By having Marianne tell her own story, Bergman makes us privy to every thought, rationale and regret, turning her into a character we come to intimately know. Despite her culpability, we can’t help but find her predicament heart-rending. This is her story and Bergman does little to flesh out the other characters, never giving us much of a sense of either the husband or the lover.

Marianne is a 40-year-old actress, married to an internationally renowned conductor with whom she has a young daughter. She has what she thinks is a good marriage, confessing that their sex life is very good and their desire remains strong. Her husband’s best friend, David (Krister Henriksson), is a frequent visitor in their house. He’s like a brother to her, until one night the two share a bed like an old married couple. “It felt right or at least not wrong,” Marianne tells the old man.

Though nothing happens that night, the experience changes something. She sees David in a new light. When they next meet, she kisses him, casting her decision. Their unanticipated affair begins clumsily as a “diversion before death, playing in the short twilight.” But soon, it takes them in serious and unintended directions with tragic consequences. A somber story rich in emotional detail, Faithless takes two-and-a-half hours to unravel. Many people will lose patience in the first plodding hour, though events escalate in the last half-hour.

As a director, Liv Ullmann has learned well from her mentor. Using Bergman’s script she crafts a penetrating and authentic exploration of adultery and betrayal. The camera lingers on the faces of the players, revealing their guilt, grief, jealously, alienation, loneliness, rage and regret. Marianne is shattered by the consequences of her choices. She knows what she has done: broken up her marriage; scarred her young daughter, who intuitively senses everything; and ruined the man she once loved. Now she has only a jealous lover who lets her down when she needs him most. Their affinity, she realizes too late, was in their misery. Even when they know they’re “two drowning people” heading for disaster, they don’t withdraw.

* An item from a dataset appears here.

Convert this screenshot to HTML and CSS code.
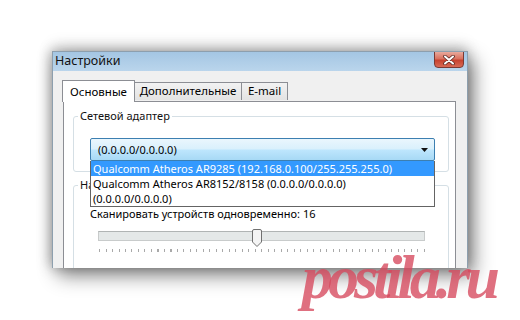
FILE: index.html
```html
<!DOCTYPE html>
<html lang="ru">
<head>
<meta charset="utf-8">
<link rel="stylesheet" href="styles.css">
</head>
<body>
<div class="stage">
  <div class="window">
    <div class="titlebar">
      <span class="title">Настройки</span>
      <div class="close">
        <svg width="14" height="10" viewBox="0 0 14 10"><path d="M3 1.5 L11 8.5 M11 1.5 L3 8.5" stroke="#5b2a25" stroke-width="3.6" stroke-linecap="round"/><path d="M3 1.5 L11 8.5 M11 1.5 L3 8.5" stroke="#fff" stroke-width="2" stroke-linecap="round"/></svg>
      </div>
    </div>
    <div class="client">
      <div class="tabs">
        <div class="tab active">Основные</div>
        <div class="tab t2">Дополнительные</div>
        <div class="tab t3">E-mail</div>
      </div>
      <div class="panel">
        <fieldset class="group g1">
          <legend>Сетевой адаптер</legend>
          <div class="combo-wrap">
            <div class="combo">
              <span>(0.0.0.0/0.0.0.0)</span>
              <svg class="arrow" width="7" height="4" viewBox="0 0 7 4"><path d="M0 0 H7 L3.5 4 Z" fill="#111"/></svg>
            </div>
            <ul class="dropdown">
              <li class="sel">Qualcomm Atheros AR9285 (192.168.0.100/255.255.255.0)</li>
              <li>Qualcomm Atheros AR8152/8158 (0.0.0.0/0.0.0.0)</li>
              <li>(0.0.0.0/0.0.0.0)</li>
            </ul>
          </div>
        </fieldset>
        <fieldset class="group g2">
          <legend>Настройки</legend>
          <div class="label">Сканировать устройств одновременно: 16</div>
          <div class="slider">
            <div class="track"></div>
            <svg class="thumb" style="left: 154px" width="10" height="18" viewBox="0 0 10 18"><path d="M0.5 2 Q0.5 0.5 2 0.5 H8 Q9.5 0.5 9.5 2 V13 L5 17.5 L0.5 13 Z" fill="#f4f4f4" stroke="#707070"/></svg>
          </div>
          <div class="ticks"></div>
        </fieldset>
      </div>
    </div>
  </div>
  <div class="watermark">postila.ru</div>
</div>
</body>
</html>
```

FILE: styles.css
```css
html, body {
  margin: 0;
  padding: 0;
  background: #fff;
}
body {
  width: 520px;
  height: 320px;
  overflow: hidden;
  font-family: "Noto Sans", "Open Sans", sans-serif;
  font-size: 11px;
  color: #000;
}
.stage {
  position: relative;
  width: 520px;
  height: 320px;
  padding: 51px 0 0 52px;
  box-sizing: border-box;
}
.window {
  width: 416px;
  height: 217px;
  box-sizing: border-box;
  border: 1px solid #8d9fae;
  border-bottom: none;
  background: #f0f0f0;
  overflow: hidden;
  box-shadow: 6px 8px 18px rgba(0,0,0,0.45), -2px 0 12px rgba(0,0,0,0.25), 0 -6px 14px rgba(0,0,0,0.12);
}
.titlebar {
  height: 19px;
  display: flex;
  align-items: flex-start;
  justify-content: space-between;
  background: linear-gradient(#a4c6e3, #bad5ec);
}
.title {
  font-size: 12.5px;
  line-height: 18px;
  padding-left: 2px;
  color: #111;
}
.close {
  width: 30px;
  height: 17px;
  box-sizing: border-box;
  margin: -1px 3px 0 0;
  border: 1px solid #7a3a34;
  border-radius: 0 0 4px 4px;
  background: linear-gradient(#e9a99c 0%, #d9715f 45%, #c7422f 55%, #d86a55 100%);
  display: flex;
  align-items: center;
  justify-content: center;
}
.close svg { display: block; }
.client {
  padding: 9px 13px 0 9px;
}
.tabs {
  display: flex;
  align-items: flex-end;
  height: 21px;
  font-size: 11.5px;
}
.tab {
  box-sizing: border-box;
  height: 18px;
  border: 1px solid #8c8e94;
  border-bottom: none;
  background: linear-gradient(#f2f2f2, #e3e3e3);
  line-height: 16px;
  text-align: center;
  margin-bottom: 1px;
  margin-left: -1px;
}
.tab.active {
  width: 73px;
  height: 22px;
  margin-left: 0;
  margin-bottom: -1px;
  background: #fff;
  position: relative;
  z-index: 1;
  line-height: 20px;
  padding-top: 1px;
}
.tab.t2 { width: 108px; }
.tab.t3 { width: 47px; }
.panel {
  margin-left: 1px;
  width: 393px;
  height: 200px;
  box-sizing: border-box;
  border: 1px solid #8c8e94;
  background: #fff;
  padding: 6px 6px 0 9px;
}
.group {
  margin: 0;
  border: 1px solid #d5dfe5;
  border-radius: 3px;
  padding: 14px 13px 10px 16px;
  min-width: 0;
}
.group legend {
  margin-left: -12px;
  padding: 0 2px;
  line-height: 16px;
  color: #111;
}
.combo-wrap {
  position: relative;
}
.combo {
  height: 23px;
  box-sizing: border-box;
  border: 1px solid #3c7fb1;
  border-radius: 2px;
  background: linear-gradient(#eaf6fd 0%, #d9f0fc 48%, #bee6fd 52%, #a7d9f5 100%);
  display: flex;
  align-items: center;
  justify-content: space-between;
  padding: 0 6px 0 7px;
}
.arrow { display: block; }
.dropdown {
  position: absolute;
  left: 0;
  right: 0;
  top: 23px;
  margin: 0;
  padding: 0;
  list-style: none;
  background: #fff;
  border: 1px solid #646464;
  border-top: none;
  z-index: 5;
}
.dropdown li {
  height: 15px;
  line-height: 15px;
  padding-left: 2px;
  white-space: nowrap;
}
.dropdown li.sel {
  background: #3399ff;
  color: #fff;
}
.g2 {
  margin-top: 5px;
  padding: 13px 13px 30px 16px;
  height: 120px;
}
.label {
  line-height: 15px;
}
.slider {
  position: relative;
  height: 18px;
  margin: 8px 10px 0 8px;
}
.track {
  position: absolute;
  left: 0;
  right: 0;
  top: 2px;
  height: 10px;
  box-sizing: border-box;
  border: 1px solid #c8cbcb;
  border-top-color: #b0b4b4;
  background: #e4e8e8;
}
.thumb {
  position: absolute;
  top: 0;
  display: block;
}
.ticks {
  margin: 2px 10px 0 9px;
  height: 3px;
  background: repeating-linear-gradient(90deg, #a9a9a9 0 1px, transparent 1px 6.5px);
}
.watermark {
  position: absolute;
  left: 302px;
  top: 237px;
  font-family: "Liberation Serif", serif;
  font-weight: bold;
  font-style: italic;
  font-size: 62px;
  line-height: 80px;
  letter-spacing: -5px;
  color: rgba(214, 72, 92, 0.78);
  white-space: nowrap;
}
```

“No form of common failure, whether it be sickness, or bankruptcy or professional misfortune, will make such a cruel and deep echo in your subconscious as a divorce,” the film begins. “It goes straight to the source of all anguish, awakening it. With one single stab, it penetrates as deeply as life can ever reach.”

Marianne is fated for that anguish from the time the film opens. As the old man fingers pictures of her pulled from a drawer in the opening moments, it’s obvious that nothing good is going to come. If you want insight into the origins and outcomes of adultery, this is the film to see. It’s a piercing look into human frailty. But beware, this terrain is as bleak as it is vast. If you’re not in a melancholy mood when you see this, you will be when it’s over.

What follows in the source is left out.